With the centre and centre right fractured (former PM Gunnlaugsson has broken away to form a new Centre party, currently on around 10 percent) the Social Democratic Alliance is set to make gains. Last year it won just three seats, cutting its representation by two thirds, it having already been halved in the 2013 election. Campaigning on a platform of additional funding for health care and education, more progressive taxation and reforms to fishing quotas, the Fréttablaðið poll has the SDA in third place on 14 percent.

A strong performance by the SDA along with the pro-European Reform party (also up on the last polls to 7.5 percent) could also once again raise the prospect of Iceland’s accession to the EU. It has not been a big issue in the campaign, but should the Social Democrats join a centre-left government, a referendum on membership could become more likely, as the Green Left have said they would not block such a move, though it would likely campaign against joining. On the other hand, a recent Gallup poll indicates Icelanders oppose membership by 60 to 40 percent.

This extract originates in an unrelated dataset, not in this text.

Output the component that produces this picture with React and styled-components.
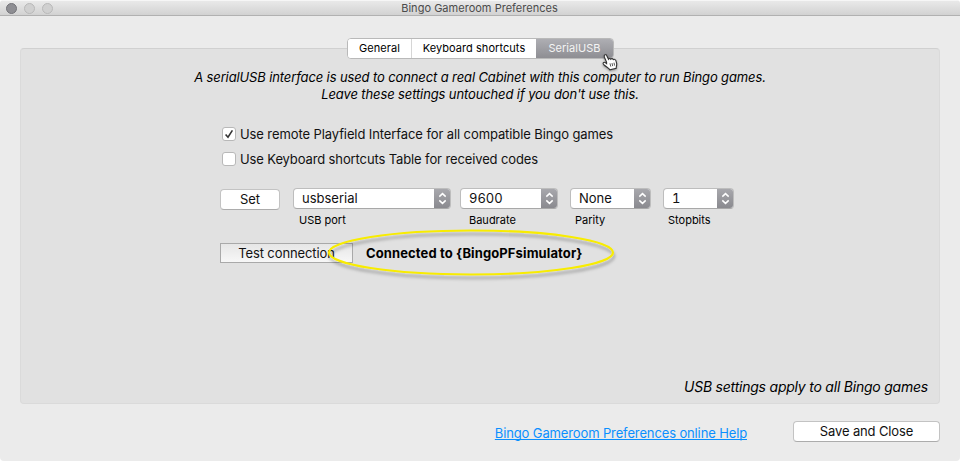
import React from "react";
import styled, { createGlobalStyle } from "styled-components";

const GlobalStyle = createGlobalStyle`
	* {
		box-sizing: border-box;
	}
	body {
		margin: 0;
		background: #fff;
		font-family: Inter, "Liberation Sans", sans-serif;
		font-size: 13px;
		line-height: 17px;
		color: #111;
	}
	button {
		font: inherit;
		color: inherit;
		padding: 0;
	}
`;

const Window = styled.div`
	display: flex;
	flex-direction: column;
	width: 960px;
	height: 461px;
	overflow: hidden;
	border-radius: 4px;
	background: #ebebeb;
`;

const TitleBar = styled.header`
	display: grid;
	grid-template-columns: 60px 1fr 60px;
	align-items: center;
	height: 16px;
	padding-left: 6px;
	padding-right: 7px;
	background: linear-gradient(#e9e9e9, #d2d2d2);
	border-top: 1px solid #f6f6f6;
	border-bottom: 1px solid #b1b1b1;
`;

const Lights = styled.div`
	display: flex;
	gap: 7px;
`;

const Light = styled.span`
	width: 11px;
	height: 11px;
	border-radius: 50%;
	background: ${props => (props.$on ? "#8e8e93" : "#d0d0d0")};
	border: 1px solid ${props => (props.$on ? "#737378" : "#b8b8b8")};
`;

const Text = styled.span`
	white-space: nowrap;
	letter-spacing: ${props => props.$spacing || 0}px;
`;

const Title = styled(Text)`
	text-align: center;
	font-size: 11px;
	line-height: 14px;
	color: #4b4b4b;
`;

const Body = styled.main`
	display: flex;
	flex-direction: column;
	align-items: center;
	padding: 22px 20px 0;
`;

const Tabs = styled.div`
	display: flex;
	z-index: 1;
	width: 267px;
	height: 21px;
	margin-bottom: -11px;
	overflow: hidden;
	border: 1px solid #b9b9b9;
	border-radius: 4px;
	background: #fff;
`;

const Tab = styled.button`
	width: ${props => props.$width}px;
	border: 0;
	border-left: ${props => (props.$divided ? "1px solid #d6d6d6" : "0")};
	font-size: 11px;
	line-height: 17px;
	padding: 0 0 1px 1px;
	letter-spacing: 0.05px;
	background: ${props => (props.$active ? "linear-gradient(#aeaeb3, #8e8e93)" : "#fff")};
	color: ${props => (props.$active ? "#f4f4f4" : "#000")};
`;

const Panel = styled.section`
	display: flex;
	flex-direction: column;
	position: relative;
	width: 920px;
	height: 356px;
	padding: 20px 11px 8px 199px;
	border: 1px solid #dadada;
	border-top-color: #d0d0d0;
	border-radius: 4px;
	background: #e1e1e1;
`;

const Intro = styled.p`
	display: flex;
	flex-direction: column;
	align-items: center;
	width: 920px;
	margin: 0 0 23px -200px;
	font-style: italic;
	color: #000;
`;

const CheckRow = styled.label`
	display: flex;
	align-items: center;
	gap: 4px;
	height: 17px;
	margin-left: 2px;
	margin-bottom: 8px;
`;

const CheckBox = styled.span`
	display: flex;
	width: 14px;
	height: 14px;
	margin-bottom: 1px;
	border: 1px solid #b8b8b8;
	border-radius: 3px;
	background: #fff;
`;

const PortRow = styled.div`
	display: flex;
	align-items: flex-start;
	margin-top: 12px;
`;

const Button = styled.button`
	width: ${props => props.$width}px;
	height: 21px;
	border: 1px solid #c3c3c3;
	border-bottom-color: #acacac;
	border-radius: 4px;
	background: #fff;
	letter-spacing: -0.13px;
`;

const SetButton = styled(Button)`
	margin: 1px 13px 0 0;
	letter-spacing: 0;
`;

const Field = styled.div`
	display: flex;
	flex-direction: column;
	width: ${props => props.$width}px;
	margin-right: ${props => props.$after || 0}px;
`;

const Select = styled.div`
	display: flex;
	height: 21px;
	overflow: hidden;
	border: 1px solid #bdbdbd;
	border-bottom-color: #a8a8a8;
	border-radius: 4px;
	background: #fff;
`;

const Value = styled(Text)`
	flex: 1;
	padding-left: 8px;
	line-height: 19px;
	font-variant-numeric: tabular-nums;
`;

const Stepper = styled.span`
	display: flex;
	align-items: center;
	justify-content: center;
	width: 17px;
	margin: -1px;
	background: linear-gradient(#a9a9ae, #88888d);
`;

const Caption = styled(Text)`
	margin-top: 4px;
	padding-left: ${props => props.$indent}px;
	font-size: 11px;
	line-height: 14px;
	color: #000;
`;

const TestRow = styled.div`
	display: flex;
	align-items: center;
	gap: 13px;
	margin-top: 16px;
`;

const TestButton = styled.button`
	width: 133px;
	height: 20px;
	border: 1px solid #a9a9a9;
	background: linear-gradient(#e6e6e6, #f7f7f7);
`;

const Status = styled(Text)`
	font-weight: 700;
	color: #000;
`;

const Marker = styled.svg`
	position: absolute;
	left: 301px;
	top: 177px;
	width: 298px;
	height: 60px;
	pointer-events: none;
`;

const Note = styled(Text)`
	margin-top: auto;
	align-self: flex-end;
	font-size: 14px;
	font-style: italic;
	color: #000;
`;

const Footer = styled.footer`
	display: flex;
	align-items: center;
	align-self: flex-end;
	gap: 46px;
	margin-top: 17px;
`;

const HelpLink = styled.a`
	margin-top: 3px;
	white-space: nowrap;
	letter-spacing: -0.13px;
	color: #0a8fff;
	text-decoration: underline;
	text-underline-offset: 1px;
	text-decoration-skip-ink: none;
`;

const Cursor = styled.svg`
	position: absolute;
	left: 601px;
	top: 53px;
	z-index: 2;
	width: 18px;
	height: 20px;
	filter: drop-shadow(0 1px 1px rgba(0, 0, 0, 0.35));
`;

const fields = [
	{ label: "USB port", value: "usbserial", width: 158, after: 9, indent: 6 },
	{ label: "Baudrate", value: "9600", width: 98, after: 12, indent: 9 },
	{ label: "Parity", value: "None", width: 81, after: 12, indent: 5 },
	{ label: "Stopbits", value: "1", width: 71, after: 0, indent: 5 }
];

function Option({ checked, spacing, children }) {
	return (
		<CheckRow>
			<CheckBox>
				{checked && (
					<svg width="12" height="12" viewBox="0 0 12 12">
						<path d="M2.6 6.4 5 9.2 9.4 2.4" fill="none" stroke="#333" strokeWidth="1.6" />
					</svg>
				)}
			</CheckBox>
			<Text $spacing={spacing}>{children}</Text>
		</CheckRow>
	);
}

function PortField({ label, value, width, after, indent }) {
	return (
		<Field $width={width} $after={after}>
			<Select>
				<Value>{value}</Value>
				<Stepper>
					<svg width="9" height="13" viewBox="0 0 9 13">
						<path
							d="M1.3 4.6 4.5 1.6 7.7 4.6M1.3 8.4 4.5 11.4 7.7 8.4"
							fill="none"
							stroke="#fff"
							strokeWidth="1.5"
						/>
					</svg>
				</Stepper>
			</Select>
			<Caption $indent={indent}>{label}</Caption>
		</Field>
	);
}

function HandCursor() {
	return (
		<Cursor viewBox="0 0 18 20">
			<path
				d="M5.6 9.2 3.4 4.2C2.5 1.7 5 .8 5.9 2.9L7.5 6.2C8 5.3 9.4 5.2 9.8 6.2 10.5 5.3 11.8 5.5 12.3 6.6 13.2 5.9 14.5 6.4 14.9 7.7L15.7 10.7C16 12.4 15 13.6 15.2 15.4L9 16.9C7.8 14.9 5.3 14 3.1 12 .9 10 2.7 8.4 4.6 9.8L5.6 10.6Z"
				fill="#fff"
				stroke="#333"
				strokeWidth="1.1"
			/>
			<path d="M9 10.4 9.8 13.6M11 10.1 11.7 13.1M13 9.7 13.6 12.6" stroke="#444" strokeWidth="0.9" />
		</Cursor>
	);
}

function App() {
	return (
		<>
			<GlobalStyle />
			<Window>
				<TitleBar>
					<Lights>
						<Light $on />
						<Light />
						<Light />
					</Lights>
					<Title $spacing={0.02}>Bingo Gameroom Preferences</Title>
				</TitleBar>
				<Body>
					<Tabs>
						<Tab $width={63}>General</Tab>
						<Tab $width={125} $divided>Keyboard shortcuts</Tab>
						<Tab $width={77} $active>SerialUSB</Tab>
					</Tabs>
					<Panel>
						<Intro>
							<Text $spacing={-0.12}>
								A serialUSB interface is used to connect a real Cabinet with this computer to run Bingo games.
							</Text>
							<Text $spacing={-0.12}>Leave these settings untouched if you don't use this.</Text>
						</Intro>
						<Option checked spacing={-0.1}>Use remote Playfield Interface for all compatible Bingo games</Option>
						<Option spacing={-0.12}>Use Keyboard shortcuts Table for received codes</Option>
						<PortRow>
							<SetButton $width={60}>Set</SetButton>
							{fields.map(field => (
								<PortField key={field.label} {...field} />
							))}
						</PortRow>
						<TestRow>
							<TestButton>
								<Text $spacing={-0.1}>Test connection</Text>
							</TestButton>
							<Status $spacing={0.11}>Connected to {"{BingoPFsimulator}"}</Status>
						</TestRow>
						<Note $spacing={-0.22}>USB settings apply to all Bingo games</Note>
						<Marker viewBox="0 0 298 60">
							<defs>
								<filter id="markerShadow" x="-10%" y="-20%" width="120%" height="150%">
									<feDropShadow dx="1" dy="3.5" stdDeviation="1.8" floodColor="#000" floodOpacity="0.3" />
								</filter>
							</defs>
							<ellipse
								cx="149"
								cy="26.5"
								rx="142"
								ry="22"
								fill="none"
								stroke="#f8ec05"
								strokeWidth="2.1"
								filter="url(#markerShadow)"
							/>
						</Marker>
					</Panel>
					<Footer>
						<HelpLink>Bingo Gameroom Preferences online Help</HelpLink>
						<Button $width={147}>Save and Close</Button>
					</Footer>
				</Body>
				<HandCursor />
			</Window>
		</>
	);
}

export default App;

In the UK, the most striking polling fact of the 20 weeks since the snap general election is how little movement there has been in the polls. Despite the government being at war with itself, the threat of a no-deal Brexit and Jeremy Corbyn consolidating his position over the Labour party, the two main parties remain neck and neck, with the latest ICM poll putting them both on 42 percent.

The assumption, given the Conservatives’ travails and the looming disaster of Brexit, that Corbyn is now a  dead-cert prime-minister-in-waiting, is misguided. While Corbyn is the bookies’ favourite, the rapidity of the turnaround in his own fortunes last May shows that anything can happen in a campaign, and few things are ever guaranteed in politics.

Over on the other side of the world, Australian politics is in turmoil as the high court has ruled that four senators and one MP, deputy PM Barnaby Joyce, were ineligible to be elected to parliament because they held dual citizenship. The government has lost its one-seat majority, but still has the vote of the Speaker. Independent MP Cathy McGowan has guaranteed supply to the government.

The latest poll from Essential Research indicates that Australian voters are likely to endorse proposals for marriage equality in a non-binding national survey currently under way; in the event of a yes vote, the government has pledged to allow a private member’s bill on the issue to be debated, with both main parties offering a conscience vote to parliamentarians. This is likely to create more angst for Prime Minister Malcolm Turnbull whose right of centre Liberal party is deeply split on the issue. Australian Labor, under Bill Shorten has managed to build up a steady lead in the opinion polls, the last half dozen surveys all showing a Labor lead in the crucial ‘two party preferred vote’ of between four and eight points. In a country with a preferential voting system, such a result would likely produce a healthy Labor majority in the house of representatives.